Stated task: Retype nothing but the lines from the start of the material up to and including the line with "62 Q68.6 76". Pictures don't belong in the copy.

Provided data:

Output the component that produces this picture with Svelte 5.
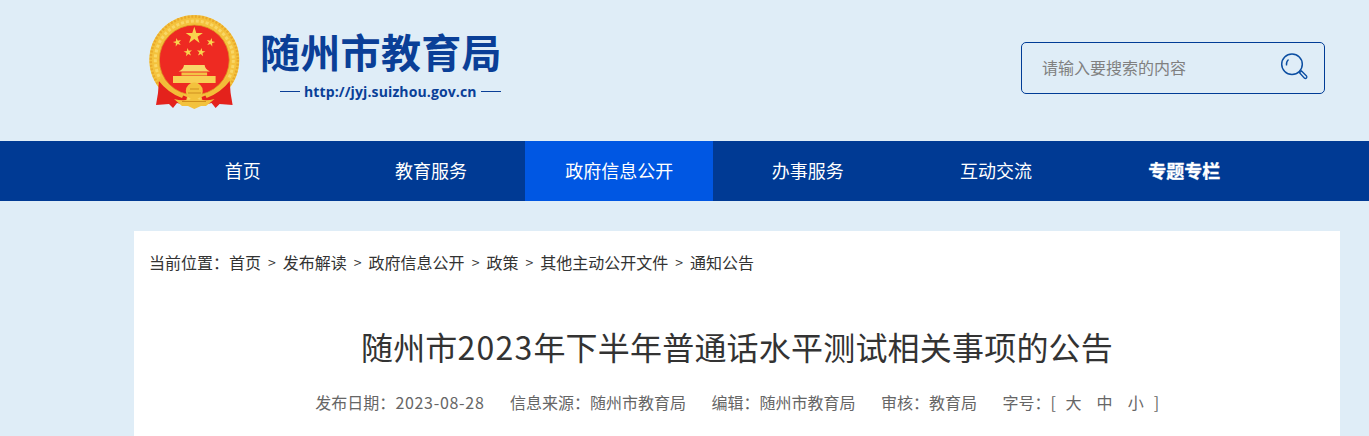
<script>
  const navItems = [
    { label: '首页' },
    { label: '教育服务' },
    { label: '政府信息公开', active: true },
    { label: '办事服务' },
    { label: '互动交流' },
    { label: '专题专栏', bold: true }
  ];
  const crumbs = ['首页', '发布解读', '政府信息公开', '政策', '其他主动公开文件', '通知公告'];
  const meta = ['信息来源：随州市教育局', '编辑：随州市教育局', '审核：教育局'];
  const smallStars = [
    [28.3, 27.3, -15],
    [61.7, 27.3, 15],
    [39, 37.3, -8],
    [52, 37.3, 8]
  ];

  function star(cx, cy, r, rot = 0) {
    const pts = [];
    for (let i = 0; i < 10; i++) {
      const rad = i % 2 ? r * 0.38 : r;
      const a = ((i * 36 - 90 + rot) * Math.PI) / 180;
      pts.push((cx + rad * Math.cos(a)).toFixed(2) + ',' + (cy + rad * Math.sin(a)).toFixed(2));
    }
    return pts.join(' ');
  }
</script>

<div class="page">
  <header class="top">
    <svg class="emblem" viewBox="0 0 92 94" width="92" height="94" aria-hidden="true">
      <defs>
        <filter id="soft" x="-5%" y="-5%" width="110%" height="110%">
          <feGaussianBlur stdDeviation="0.4" />
        </filter>
      </defs>
      <g filter="url(#soft)">
        <circle cx="45.3" cy="45" r="45" fill="#f4c23e" />
        <circle cx="45.3" cy="45" r="43.5" fill="none" stroke="#e9a92a" stroke-width="2.4" stroke-dasharray="2 1.6" />
        <circle cx="45.3" cy="45" r="39" fill="none" stroke="#f9d765" stroke-width="3" stroke-dasharray="3 2" />
        <circle cx="45.3" cy="45" r="35" fill="#ee2c24" stroke="#dc9a22" stroke-width="0.8" />

        <path d="M10 65 L28 78 L38 82 L36 90 L28 88 L24 93 L20 89 L7 90 L9 78 Z" fill="#e4201d" />
        <path d="M80.6 65 L62.6 78 L52.6 82 L54.6 90 L62.6 88 L66.6 93 L70.6 89 L83.6 90 L81.6 78 Z" fill="#e4201d" />
        <path d="M13 62 Q22 76 35 79 L33 83 Q19 78 9 65 Z" fill="#f3bd38" />
        <path d="M77.6 62 Q68.6 76 55.6 79 L57.6 83 Q71.6 78 81.6 65 Z" fill="#f3bd38" />

        <polygon points={star(45.3, 20.7, 9)} fill="#f9d44e" />
        {#each smallStars as s}
          <polygon points={star(s[0], s[1], 4.4, s[2])} fill="#f9d44e" />
        {/each}

        <path d="M35 50 H55.6 Q56 54 61 56.5 H29.6 Q34.6 54 35 50 Z" fill="#f8d76a" />
        <rect x="32.5" y="57.5" width="25.6" height="3" fill="#f3c445" />
        <rect x="24" y="61" width="42.6" height="7" fill="#f8cf55" />

        <circle cx="45.3" cy="76" r="8.5" fill="#f3c23c" />
        <path d="M39 78 H52 M41 74 H50" stroke="#cf8f1e" stroke-width="1" fill="none" />
        <path d="M25 84 Q36 87 45.3 83 Q55 87 65.6 84 L57 91 H52 L45.3 94 L39 91 H33 Z" fill="#f3c23c" />
        <path d="M33 86.5 H57" stroke="#cf8f1e" stroke-width="1" fill="none" />
      </g>
    </svg>
    <div class="brand">
      <h1>随州市教育局</h1>
      <p class="url"><i></i><span>http://jyj.suizhou.gov.cn</span><i></i></p>
    </div>
    <div class="search">
      <span class="placeholder">请输入要搜索的内容</span>
      <svg class="search-icon" viewBox="0 0 30 30" width="30" height="30" aria-hidden="true">
        <circle cx="12" cy="11.3" r="10.3" fill="none" stroke="#0b4ea2" stroke-width="1.5" />
        <path d="M6.5 12.5 A6.5 6.5 0 0 1 8.5 6.5" fill="none" stroke="#0b4ea2" stroke-width="1.3" />
        <path d="M19.5 19.8 L21.5 18 L26.5 23 A1.5 1.5 0 0 1 24.5 25.2 Z" fill="none" stroke="#0b4ea2" stroke-width="1.3" />
      </svg>
    </div>
  </header>

  <nav class="nav">
    {#each navItems as item}
      <a href="#top" class:active={item.active} class:bold={item.bold}>{item.label}</a>
    {/each}
  </nav>

  <main class="card">
    <div class="crumbs">
      <span>当前位置：</span>
      {#each crumbs as c, i}
        {#if i > 0}<span class="sep">&gt;</span>{/if}
        <span>{c}</span>
      {/each}
    </div>
    <h2>随州市<span class="num">2023</span>年下半年普通话水平测试相关事项的公告</h2>
    <div class="meta">
      <span>发布日期：<span class="date">2023-08-28</span></span>
      {#each meta as m}
        <span>{m}</span>
      {/each}
      <span class="size">字号：<b class="open">[</b><b>大</b><b>中</b><b>小</b><b class="close">]</b></span>
    </div>
  </main>
</div>

<style>
  :global(body) {
    margin: 0;
    background: #dfedf7;
  }

  .page {
    height: 436px;
    overflow: hidden;
    font-family: "Noto Sans CJK SC", "Noto Sans", sans-serif;
    color: #333;
  }

  .top {
    display: flex;
    align-items: flex-start;
    height: 141px;
    padding-left: 149px;
    box-sizing: border-box;
  }

  .emblem {
    margin-top: 15px;
    flex: none;
  }

  .brand {
    margin-left: 19px;
    margin-top: 23px;
    width: 241px;
  }

  h1 {
    margin: 0;
    font-size: 40px;
    line-height: 56px;
    font-weight: 700;
    letter-spacing: 0.3px;
    color: #0a3f97;
    white-space: nowrap;
  }

  .url {
    margin: 1px 0 0 20px;
    display: flex;
    align-items: center;
    gap: 4px;
    height: 22px;
    font-family: "Open Sans", "Liberation Sans", sans-serif;
    font-size: 14px;
    font-weight: 700;
    letter-spacing: 0.12px;
    color: #0a3f97;
    white-space: nowrap;
  }

  .url i {
    display: block;
    width: 20px;
    height: 1px;
    background: #0a3f97;
  }

  .search {
    margin-left: 520px;
    margin-top: 42px;
    width: 304px;
    height: 52px;
    box-sizing: border-box;
    border: 1px solid #003c96;
    border-radius: 5px;
    display: flex;
    align-items: center;
    justify-content: space-between;
    padding: 0 14px 0 20px;
  }

  .placeholder {
    font-size: 16px;
    margin-bottom: 2px;
    color: #808080;
  }

  .search-icon {
    flex: none;
  }

  .nav {
    display: grid;
    grid-template-columns: repeat(6, 188.33px);
    height: 60px;
    padding-left: 148.5px;
    background: #003a94;
  }

  .nav a {
    display: block;
    height: 60px;
    text-align: center;
    line-height: 58px;
    font-size: 18px;
    color: #fff;
    text-decoration: none;
  }

  .nav a.active {
    background: #0057e3;
  }

  .nav a.bold {
    font-weight: 700;
    -webkit-text-stroke: 0.3px #fff;
  }

  .card {
    margin: 30px 0 0 134px;
    width: 1206px;
    height: 300px;
    background: #fff;
    box-sizing: border-box;
    padding: 19px 15px 0;
  }

  .crumbs {
    display: flex;
    align-items: center;
    height: 24px;
    font-size: 16px;
    color: #333;
    white-space: nowrap;
  }

  .sep {
    margin: 0 7px;
    font-size: 14px;
  }

  h2 {
    margin: 50px 0 0;
    font-size: 32px;
    line-height: 44px;
    font-weight: 400;
    letter-spacing: 0.2px;
    text-align: center;
    color: #333;
  }

  .num {
    letter-spacing: 1.2px;
  }

  .meta {
    margin-top: 22px;
    display: flex;
    justify-content: center;
    gap: 25.5px;
    font-size: 16px;
    line-height: 24px;
    color: #666;
    white-space: nowrap;
  }

  .date {
    letter-spacing: 0.7px;
  }

  .size {
    display: flex;
  }

  .size b {
    font-weight: 400;
    margin-right: 15px;
  }

  .size b.open {
    width: 15px;
    margin-right: 0;
  }

  .size b:nth-last-child(2) {
    margin-right: 10px;
  }

  .size b.close {
    width: 5px;
    margin-right: 0;
  }
</style>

Worked solution:
Output the component that produces this picture with Svelte 5.
<script>
  const navItems = [
    { label: '首页' },
    { label: '教育服务' },
    { label: '政府信息公开', active: true },
    { label: '办事服务' },
    { label: '互动交流' },
    { label: '专题专栏', bold: true }
  ];
  const crumbs = ['首页', '发布解读', '政府信息公开', '政策', '其他主动公开文件', '通知公告'];
  const meta = ['信息来源：随州市教育局', '编辑：随州市教育局', '审核：教育局'];
  const smallStars = [
    [28.3, 27.3, -15],
    [61.7, 27.3, 15],
    [39, 37.3, -8],
    [52, 37.3, 8]
  ];

  function star(cx, cy, r, rot = 0) {
    const pts = [];
    for (let i = 0; i < 10; i++) {
      const rad = i % 2 ? r * 0.38 : r;
      const a = ((i * 36 - 90 + rot) * Math.PI) / 180;
      pts.push((cx + rad * Math.cos(a)).toFixed(2) + ',' + (cy + rad * Math.sin(a)).toFixed(2));
    }
    return pts.join(' ');
  }
</script>

<div class="page">
  <header class="top">
    <svg class="emblem" viewBox="0 0 92 94" width="92" height="94" aria-hidden="true">
      <defs>
        <filter id="soft" x="-5%" y="-5%" width="110%" height="110%">
          <feGaussianBlur stdDeviation="0.4" />
        </filter>
      </defs>
      <g filter="url(#soft)">
        <circle cx="45.3" cy="45" r="45" fill="#f4c23e" />
        <circle cx="45.3" cy="45" r="43.5" fill="none" stroke="#e9a92a" stroke-width="2.4" stroke-dasharray="2 1.6" />
        <circle cx="45.3" cy="45" r="39" fill="none" stroke="#f9d765" stroke-width="3" stroke-dasharray="3 2" />
        <circle cx="45.3" cy="45" r="35" fill="#ee2c24" stroke="#dc9a22" stroke-width="0.8" />

        <path d="M10 65 L28 78 L38 82 L36 90 L28 88 L24 93 L20 89 L7 90 L9 78 Z" fill="#e4201d" />
        <path d="M80.6 65 L62.6 78 L52.6 82 L54.6 90 L62.6 88 L66.6 93 L70.6 89 L83.6 90 L81.6 78 Z" fill="#e4201d" />
        <path d="M13 62 Q22 76 35 79 L33 83 Q19 78 9 65 Z" fill="#f3bd38" />
        <path d="M77.6 62 Q68.6 76 55.6 79 L57.6 83 Q71.6 78 81.6 65 Z" fill="#f3bd38" />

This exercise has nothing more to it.